> [Problem statement] Collect every line in the records below that contains the word "this".
— Begin Extracted entries —
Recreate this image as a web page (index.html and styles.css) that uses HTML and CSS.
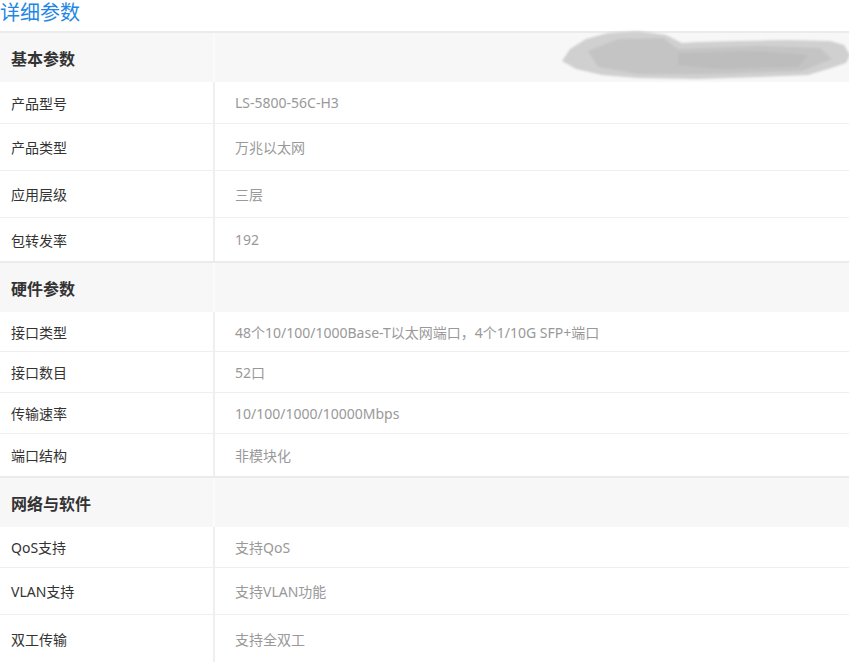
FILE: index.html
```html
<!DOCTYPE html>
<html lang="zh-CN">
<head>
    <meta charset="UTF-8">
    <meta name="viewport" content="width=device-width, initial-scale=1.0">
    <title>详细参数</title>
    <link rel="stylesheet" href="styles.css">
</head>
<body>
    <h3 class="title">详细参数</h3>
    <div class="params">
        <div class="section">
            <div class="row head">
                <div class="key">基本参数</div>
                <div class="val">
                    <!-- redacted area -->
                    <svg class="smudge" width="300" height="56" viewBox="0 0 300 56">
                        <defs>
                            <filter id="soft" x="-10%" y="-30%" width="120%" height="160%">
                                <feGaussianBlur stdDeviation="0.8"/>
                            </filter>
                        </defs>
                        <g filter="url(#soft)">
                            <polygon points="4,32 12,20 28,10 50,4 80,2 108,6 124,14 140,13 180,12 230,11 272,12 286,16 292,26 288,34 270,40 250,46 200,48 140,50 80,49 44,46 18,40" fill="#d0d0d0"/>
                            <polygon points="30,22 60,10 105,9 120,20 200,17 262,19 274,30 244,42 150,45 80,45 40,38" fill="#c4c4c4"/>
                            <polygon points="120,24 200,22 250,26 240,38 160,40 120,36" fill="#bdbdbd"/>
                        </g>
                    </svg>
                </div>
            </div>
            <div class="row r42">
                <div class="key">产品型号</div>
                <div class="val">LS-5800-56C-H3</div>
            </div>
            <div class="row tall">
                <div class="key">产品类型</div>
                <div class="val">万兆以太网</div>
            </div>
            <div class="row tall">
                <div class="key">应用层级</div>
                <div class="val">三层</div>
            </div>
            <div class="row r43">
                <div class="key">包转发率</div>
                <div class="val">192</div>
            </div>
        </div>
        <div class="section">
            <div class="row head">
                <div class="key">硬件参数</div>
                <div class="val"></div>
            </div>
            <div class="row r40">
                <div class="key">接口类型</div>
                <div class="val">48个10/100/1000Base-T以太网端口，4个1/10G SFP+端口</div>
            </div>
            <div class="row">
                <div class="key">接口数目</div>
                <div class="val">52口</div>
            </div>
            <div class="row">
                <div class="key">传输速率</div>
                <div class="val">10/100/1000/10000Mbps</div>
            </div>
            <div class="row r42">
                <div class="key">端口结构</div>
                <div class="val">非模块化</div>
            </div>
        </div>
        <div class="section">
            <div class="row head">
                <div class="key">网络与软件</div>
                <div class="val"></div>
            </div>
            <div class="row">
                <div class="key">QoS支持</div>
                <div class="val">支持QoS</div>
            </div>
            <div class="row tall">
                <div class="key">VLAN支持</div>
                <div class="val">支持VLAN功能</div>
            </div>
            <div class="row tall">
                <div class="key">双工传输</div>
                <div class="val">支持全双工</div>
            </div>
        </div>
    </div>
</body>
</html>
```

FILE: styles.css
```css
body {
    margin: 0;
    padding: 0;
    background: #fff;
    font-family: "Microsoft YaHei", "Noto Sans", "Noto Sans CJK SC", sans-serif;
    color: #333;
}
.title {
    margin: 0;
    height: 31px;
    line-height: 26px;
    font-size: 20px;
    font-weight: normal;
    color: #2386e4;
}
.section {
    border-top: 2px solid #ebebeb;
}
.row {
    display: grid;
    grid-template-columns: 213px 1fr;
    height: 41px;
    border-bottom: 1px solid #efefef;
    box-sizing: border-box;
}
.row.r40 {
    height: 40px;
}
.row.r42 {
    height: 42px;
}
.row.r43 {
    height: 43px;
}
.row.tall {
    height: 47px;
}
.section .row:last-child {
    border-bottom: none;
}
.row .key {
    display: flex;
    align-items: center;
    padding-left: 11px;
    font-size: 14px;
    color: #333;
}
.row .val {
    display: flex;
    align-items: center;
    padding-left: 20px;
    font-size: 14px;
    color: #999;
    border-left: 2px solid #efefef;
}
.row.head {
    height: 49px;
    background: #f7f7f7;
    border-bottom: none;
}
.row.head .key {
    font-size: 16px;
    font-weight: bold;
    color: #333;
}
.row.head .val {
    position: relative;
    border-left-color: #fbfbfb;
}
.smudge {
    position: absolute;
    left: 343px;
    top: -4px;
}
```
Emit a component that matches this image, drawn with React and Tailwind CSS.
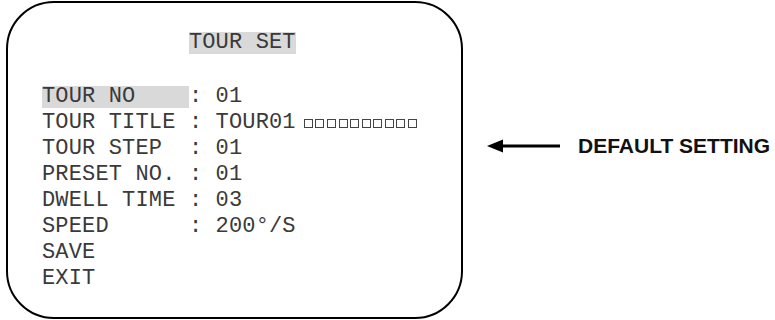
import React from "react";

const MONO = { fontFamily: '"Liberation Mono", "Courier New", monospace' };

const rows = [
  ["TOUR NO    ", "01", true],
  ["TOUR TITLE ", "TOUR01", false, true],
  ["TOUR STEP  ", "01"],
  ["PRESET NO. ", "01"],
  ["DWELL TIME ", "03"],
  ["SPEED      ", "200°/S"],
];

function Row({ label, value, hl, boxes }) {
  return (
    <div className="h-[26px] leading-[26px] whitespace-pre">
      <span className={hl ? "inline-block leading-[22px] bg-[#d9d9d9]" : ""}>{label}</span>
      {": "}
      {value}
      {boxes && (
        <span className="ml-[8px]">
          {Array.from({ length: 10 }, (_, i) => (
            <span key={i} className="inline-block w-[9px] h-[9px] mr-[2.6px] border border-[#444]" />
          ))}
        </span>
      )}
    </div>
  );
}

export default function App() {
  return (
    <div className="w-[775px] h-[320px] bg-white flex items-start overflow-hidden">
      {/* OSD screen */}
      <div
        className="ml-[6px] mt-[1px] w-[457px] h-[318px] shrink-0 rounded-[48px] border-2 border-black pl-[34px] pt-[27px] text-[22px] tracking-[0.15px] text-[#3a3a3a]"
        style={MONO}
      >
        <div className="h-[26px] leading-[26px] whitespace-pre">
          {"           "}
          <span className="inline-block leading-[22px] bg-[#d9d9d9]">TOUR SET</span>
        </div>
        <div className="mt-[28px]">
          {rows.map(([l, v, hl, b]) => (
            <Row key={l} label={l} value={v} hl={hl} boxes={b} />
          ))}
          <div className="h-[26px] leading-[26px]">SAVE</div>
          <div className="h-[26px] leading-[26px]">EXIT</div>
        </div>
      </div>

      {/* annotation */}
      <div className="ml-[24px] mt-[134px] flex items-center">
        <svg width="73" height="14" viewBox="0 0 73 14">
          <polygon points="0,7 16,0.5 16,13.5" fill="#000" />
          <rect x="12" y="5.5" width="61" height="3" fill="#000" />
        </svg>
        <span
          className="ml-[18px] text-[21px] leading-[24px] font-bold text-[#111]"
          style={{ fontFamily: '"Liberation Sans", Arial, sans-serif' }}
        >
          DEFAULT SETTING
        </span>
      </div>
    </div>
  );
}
— End Extracted entries —
> [Response below]
Recreate this image as a web page (index.html and styles.css) that uses HTML and CSS.
Emit a component that matches this image, drawn with React and Tailwind CSS.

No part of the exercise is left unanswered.